__Direction__. The listing below must be repeated word for word, with its images excluded.

>>>

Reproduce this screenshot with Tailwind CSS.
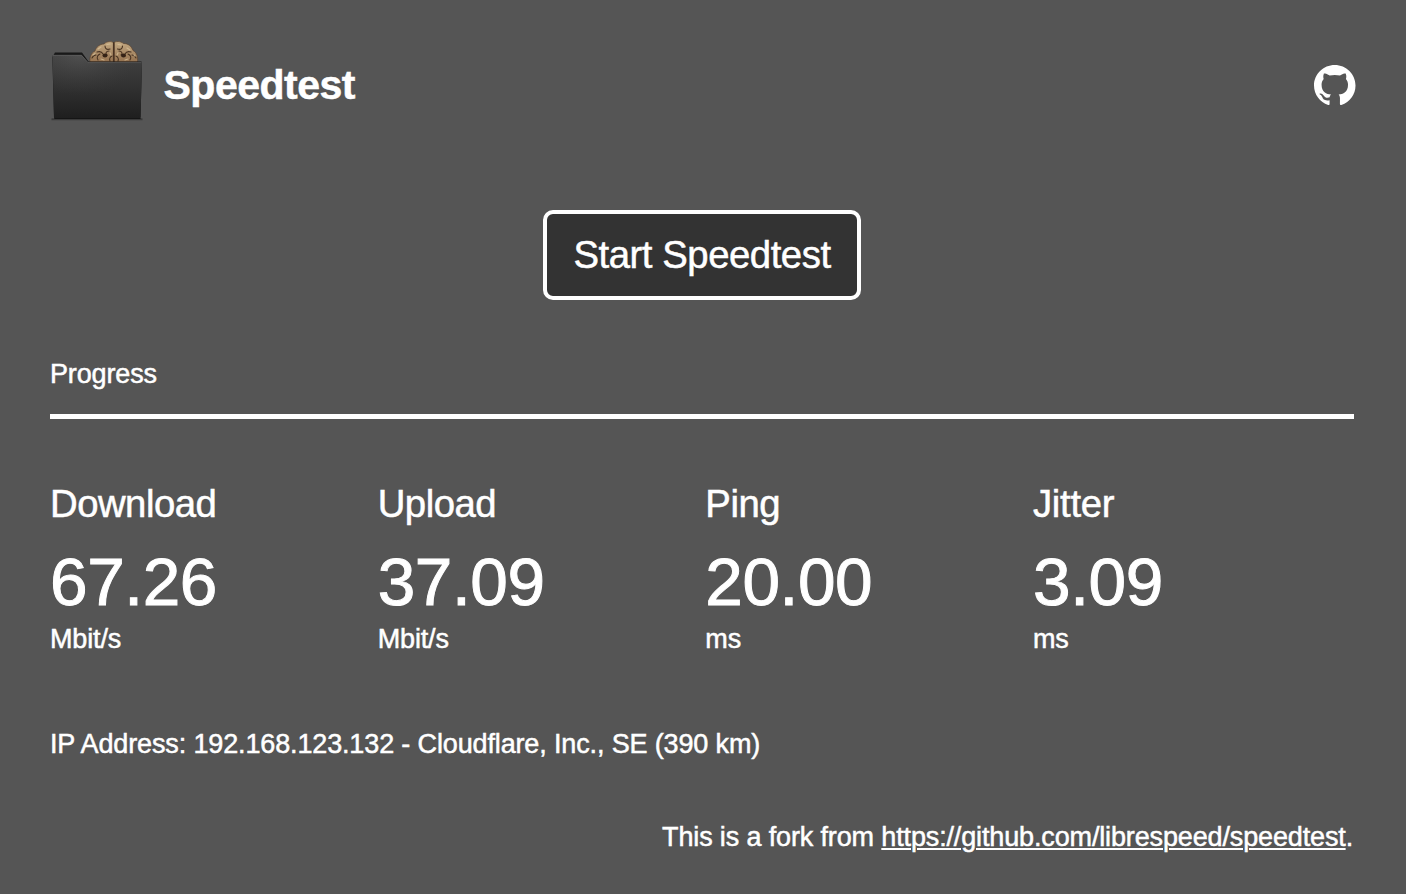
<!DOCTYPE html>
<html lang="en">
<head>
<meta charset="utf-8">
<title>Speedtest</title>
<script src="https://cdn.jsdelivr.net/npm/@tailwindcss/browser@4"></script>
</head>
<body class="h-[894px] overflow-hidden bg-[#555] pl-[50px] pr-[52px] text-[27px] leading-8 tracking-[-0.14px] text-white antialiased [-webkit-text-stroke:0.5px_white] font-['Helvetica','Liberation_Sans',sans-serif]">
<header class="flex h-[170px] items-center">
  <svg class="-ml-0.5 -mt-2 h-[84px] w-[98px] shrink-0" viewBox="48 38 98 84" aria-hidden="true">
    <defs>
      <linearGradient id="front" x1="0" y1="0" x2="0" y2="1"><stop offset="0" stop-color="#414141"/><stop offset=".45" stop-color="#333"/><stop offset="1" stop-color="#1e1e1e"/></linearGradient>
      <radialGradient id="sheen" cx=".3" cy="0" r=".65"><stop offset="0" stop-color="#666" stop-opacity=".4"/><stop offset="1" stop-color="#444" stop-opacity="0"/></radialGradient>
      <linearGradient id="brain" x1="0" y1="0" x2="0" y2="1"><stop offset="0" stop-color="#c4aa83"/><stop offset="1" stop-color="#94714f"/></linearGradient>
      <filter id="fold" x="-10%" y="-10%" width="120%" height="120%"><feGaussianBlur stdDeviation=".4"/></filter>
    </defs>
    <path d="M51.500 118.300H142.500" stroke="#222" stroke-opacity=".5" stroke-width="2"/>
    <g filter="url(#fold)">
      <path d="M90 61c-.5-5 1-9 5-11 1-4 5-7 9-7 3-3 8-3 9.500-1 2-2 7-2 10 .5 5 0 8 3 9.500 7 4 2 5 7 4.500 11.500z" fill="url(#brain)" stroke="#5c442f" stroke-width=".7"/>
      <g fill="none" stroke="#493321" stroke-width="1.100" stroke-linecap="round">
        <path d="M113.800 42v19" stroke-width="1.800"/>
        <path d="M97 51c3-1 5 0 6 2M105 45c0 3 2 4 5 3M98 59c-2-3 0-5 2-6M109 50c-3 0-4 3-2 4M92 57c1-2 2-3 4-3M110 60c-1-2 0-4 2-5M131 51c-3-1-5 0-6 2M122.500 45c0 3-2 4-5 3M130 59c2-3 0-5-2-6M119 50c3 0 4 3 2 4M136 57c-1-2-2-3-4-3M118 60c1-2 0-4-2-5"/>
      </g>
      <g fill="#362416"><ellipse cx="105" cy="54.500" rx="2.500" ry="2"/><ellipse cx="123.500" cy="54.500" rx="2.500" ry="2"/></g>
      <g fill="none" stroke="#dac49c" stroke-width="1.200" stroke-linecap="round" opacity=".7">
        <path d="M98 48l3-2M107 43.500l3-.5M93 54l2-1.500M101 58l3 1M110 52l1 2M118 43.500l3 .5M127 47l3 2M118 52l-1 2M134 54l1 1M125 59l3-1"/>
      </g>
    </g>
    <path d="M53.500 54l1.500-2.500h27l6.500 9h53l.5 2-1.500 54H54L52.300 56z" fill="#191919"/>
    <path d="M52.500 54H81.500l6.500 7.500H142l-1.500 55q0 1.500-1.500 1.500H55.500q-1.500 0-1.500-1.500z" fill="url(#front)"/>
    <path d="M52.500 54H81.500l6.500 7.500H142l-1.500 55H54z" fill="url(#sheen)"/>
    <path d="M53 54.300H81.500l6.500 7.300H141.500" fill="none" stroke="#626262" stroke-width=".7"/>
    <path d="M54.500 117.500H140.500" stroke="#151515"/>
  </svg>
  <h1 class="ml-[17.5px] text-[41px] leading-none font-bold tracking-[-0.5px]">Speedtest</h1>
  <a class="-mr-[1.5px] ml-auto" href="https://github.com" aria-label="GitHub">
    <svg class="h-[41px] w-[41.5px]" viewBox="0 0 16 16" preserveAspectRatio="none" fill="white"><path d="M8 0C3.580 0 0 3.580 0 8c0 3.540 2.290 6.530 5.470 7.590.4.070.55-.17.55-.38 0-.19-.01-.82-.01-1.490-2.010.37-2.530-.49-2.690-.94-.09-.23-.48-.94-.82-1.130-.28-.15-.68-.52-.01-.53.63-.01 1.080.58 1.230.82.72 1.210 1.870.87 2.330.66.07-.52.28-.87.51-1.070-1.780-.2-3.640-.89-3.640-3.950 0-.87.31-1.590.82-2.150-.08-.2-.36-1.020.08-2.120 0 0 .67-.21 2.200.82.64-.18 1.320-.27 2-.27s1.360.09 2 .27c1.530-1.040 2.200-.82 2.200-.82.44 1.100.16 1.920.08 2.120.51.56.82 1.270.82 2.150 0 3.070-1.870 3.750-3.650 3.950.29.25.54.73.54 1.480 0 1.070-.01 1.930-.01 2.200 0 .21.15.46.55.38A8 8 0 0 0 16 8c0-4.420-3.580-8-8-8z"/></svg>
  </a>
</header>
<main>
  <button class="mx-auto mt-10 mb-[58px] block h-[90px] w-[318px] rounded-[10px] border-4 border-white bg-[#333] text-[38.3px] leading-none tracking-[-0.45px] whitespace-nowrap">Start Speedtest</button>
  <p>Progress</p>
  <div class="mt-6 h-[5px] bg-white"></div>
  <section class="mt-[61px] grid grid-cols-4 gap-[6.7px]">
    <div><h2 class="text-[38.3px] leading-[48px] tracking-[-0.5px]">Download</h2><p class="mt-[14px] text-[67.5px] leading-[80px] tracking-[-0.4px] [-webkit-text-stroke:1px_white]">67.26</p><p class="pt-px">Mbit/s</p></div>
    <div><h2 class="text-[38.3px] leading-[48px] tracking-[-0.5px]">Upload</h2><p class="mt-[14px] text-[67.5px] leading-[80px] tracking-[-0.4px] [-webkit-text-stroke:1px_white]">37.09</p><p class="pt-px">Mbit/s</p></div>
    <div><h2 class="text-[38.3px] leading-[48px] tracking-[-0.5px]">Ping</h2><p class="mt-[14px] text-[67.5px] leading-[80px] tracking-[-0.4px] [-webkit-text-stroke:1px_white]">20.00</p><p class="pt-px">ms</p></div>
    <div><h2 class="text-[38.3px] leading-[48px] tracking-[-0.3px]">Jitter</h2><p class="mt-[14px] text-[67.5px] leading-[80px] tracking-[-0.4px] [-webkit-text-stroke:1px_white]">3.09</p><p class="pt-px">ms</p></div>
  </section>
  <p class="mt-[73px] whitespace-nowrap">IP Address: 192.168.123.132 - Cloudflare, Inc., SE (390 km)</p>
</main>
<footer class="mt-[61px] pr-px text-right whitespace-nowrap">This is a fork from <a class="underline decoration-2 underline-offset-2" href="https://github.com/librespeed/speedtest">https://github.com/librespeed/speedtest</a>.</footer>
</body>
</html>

<<<

__The completed task__.
Reproduce this screenshot with Tailwind CSS.
<!DOCTYPE html>
<html lang="en">
<head>
<meta charset="utf-8">
<title>Speedtest</title>
<script src="https://cdn.jsdelivr.net/npm/@tailwindcss/browser@4"></script>
</head>
<body class="h-[894px] overflow-hidden bg-[#555] pl-[50px] pr-[52px] text-[27px] leading-8 tracking-[-0.14px] text-white antialiased [-webkit-text-stroke:0.5px_white] font-['Helvetica','Liberation_Sans',sans-serif]">
<header class="flex h-[170px] items-center">
  <svg class="-ml-0.5 -mt-2 h-[84px] w-[98px] shrink-0" viewBox="48 38 98 84" aria-hidden="true">
    <defs>
      <linearGradient id="front" x1="0" y1="0" x2="0" y2="1"><stop offset="0" stop-color="#414141"/><stop offset=".45" stop-color="#333"/><stop offset="1" stop-color="#1e1e1e"/></linearGradient>
      <radialGradient id="sheen" cx=".3" cy="0" r=".65"><stop offset="0" stop-color="#666" stop-opacity=".4"/><stop offset="1" stop-color="#444" stop-opacity="0"/></radialGradient>
      <linearGradient id="brain" x1="0" y1="0" x2="0" y2="1"><stop offset="0" stop-color="#c4aa83"/><stop offset="1" stop-color="#94714f"/></linearGradient>
      <filter id="fold" x="-10%" y="-10%" width="120%" height="120%"><feGaussianBlur stdDeviation=".4"/></filter>
    </defs>
    <path d="M51.500 118.300H142.500" stroke="#222" stroke-opacity=".5" stroke-width="2"/>
    <g filter="url(#fold)">
      <path d="M90 61c-.5-5 1-9 5-11 1-4 5-7 9-7 3-3 8-3 9.500-1 2-2 7-2 10 .5 5 0 8 3 9.500 7 4 2 5 7 4.500 11.500z" fill="url(#brain)" stroke="#5c442f" stroke-width=".7"/>
      <g fill="none" stroke="#493321" stroke-width="1.100" stroke-linecap="round">
        <path d="M113.800 42v19" stroke-width="1.800"/>
        <path d="M97 51c3-1 5 0 6 2M105 45c0 3 2 4 5 3M98 59c-2-3 0-5 2-6M109 50c-3 0-4 3-2 4M92 57c1-2 2-3 4-3M110 60c-1-2 0-4 2-5M131 51c-3-1-5 0-6 2M122.500 45c0 3-2 4-5 3M130 59c2-3 0-5-2-6M119 50c3 0 4 3 2 4M136 57c-1-2-2-3-4-3M118 60c1-2 0-4-2-5"/>
      </g>
      <g fill="#362416"><ellipse cx="105" cy="54.500" rx="2.500" ry="2"/><ellipse cx="123.500" cy="54.500" rx="2.500" ry="2"/></g>
      <g fill="none" stroke="#dac49c" stroke-width="1.200" stroke-linecap="round" opacity=".7">
        <path d="M98 48l3-2M107 43.500l3-.5M93 54l2-1.500M101 58l3 1M110 52l1 2M118 43.500l3 .5M127 47l3 2M118 52l-1 2M134 54l1 1M125 59l3-1"/>
      </g>
    </g>
    <path d="M53.500 54l1.500-2.500h27l6.500 9h53l.5 2-1.500 54H54L52.300 56z" fill="#191919"/>
    <path d="M52.500 54H81.500l6.500 7.500H142l-1.500 55q0 1.500-1.500 1.500H55.500q-1.500 0-1.500-1.500z" fill="url(#front)"/>
    <path d="M52.500 54H81.500l6.500 7.500H142l-1.500 55H54z" fill="url(#sheen)"/>
    <path d="M53 54.300H81.500l6.500 7.300H141.500" fill="none" stroke="#626262" stroke-width=".7"/>
    <path d="M54.500 117.500H140.500" stroke="#151515"/>
  </svg>
  <h1 class="ml-[17.5px] text-[41px] leading-none font-bold tracking-[-0.5px]">Speedtest</h1>
  <a class="-mr-[1.5px] ml-auto" href="https://github.com" aria-label="GitHub">
    <svg class="h-[41px] w-[41.5px]" viewBox="0 0 16 16" preserveAspectRatio="none" fill="white"><path d="M8 0C3.580 0 0 3.580 0 8c0 3.540 2.290 6.530 5.470 7.590.4.070.55-.17.55-.38 0-.19-.01-.82-.01-1.490-2.010.37-2.530-.49-2.690-.94-.09-.23-.48-.94-.82-1.130-.28-.15-.68-.52-.01-.53.63-.01 1.080.58 1.230.82.72 1.210 1.870.87 2.330.66.07-.52.28-.87.51-1.070-1.780-.2-3.640-.89-3.640-3.950 0-.87.31-1.590.82-2.150-.08-.2-.36-1.020.08-2.120 0 0 .67-.21 2.200.82.64-.18 1.320-.27 2-.27s1.360.09 2 .27c1.530-1.040 2.200-.82 2.200-.82.44 1.100.16 1.920.08 2.120.51.56.82 1.270.82 2.150 0 3.070-1.870 3.750-3.650 3.950.29.25.54.73.54 1.480 0 1.070-.01 1.930-.01 2.200 0 .21.15.46.55.38A8 8 0 0 0 16 8c0-4.420-3.580-8-8-8z"/></svg>
  </a>
</header>
<main>
  <button class="mx-auto mt-10 mb-[58px] block h-[90px] w-[318px] rounded-[10px] border-4 border-white bg-[#333] text-[38.3px] leading-none tracking-[-0.45px] whitespace-nowrap">Start Speedtest</button>
  <p>Progress</p>
  <div class="mt-6 h-[5px] bg-white"></div>
  <section class="mt-[61px] grid grid-cols-4 gap-[6.7px]">
    <div><h2 class="text-[38.3px] leading-[48px] tracking-[-0.5px]">Download</h2><p class="mt-[14px] text-[67.5px] leading-[80px] tracking-[-0.4px] [-webkit-text-stroke:1px_white]">67.26</p><p class="pt-px">Mbit/s</p></div>
    <div><h2 class="text-[38.3px] leading-[48px] tracking-[-0.5px]">Upload</h2><p class="mt-[14px] text-[67.5px] leading-[80px] tracking-[-0.4px] [-webkit-text-stroke:1px_white]">37.09</p><p class="pt-px">Mbit/s</p></div>
    <div><h2 class="text-[38.3px] leading-[48px] tracking-[-0.5px]">Ping</h2><p class="mt-[14px] text-[67.5px] leading-[80px] tracking-[-0.4px] [-webkit-text-stroke:1px_white]">20.00</p><p class="pt-px">ms</p></div>
    <div><h2 class="text-[38.3px] leading-[48px] tracking-[-0.3px]">Jitter</h2><p class="mt-[14px] text-[67.5px] leading-[80px] tracking-[-0.4px] [-webkit-text-stroke:1px_white]">3.09</p><p class="pt-px">ms</p></div>
  </section>
  <p class="mt-[73px] whitespace-nowrap">IP Address: 192.168.123.132 - Cloudflare, Inc., SE (390 km)</p>
</main>
<footer class="mt-[61px] pr-px text-right whitespace-nowrap">This is a fork from <a class="underline decoration-2 underline-offset-2" href="https://github.com/librespeed/speedtest">https://github.com/librespeed/speedtest</a>.</footer>
</body>
</html>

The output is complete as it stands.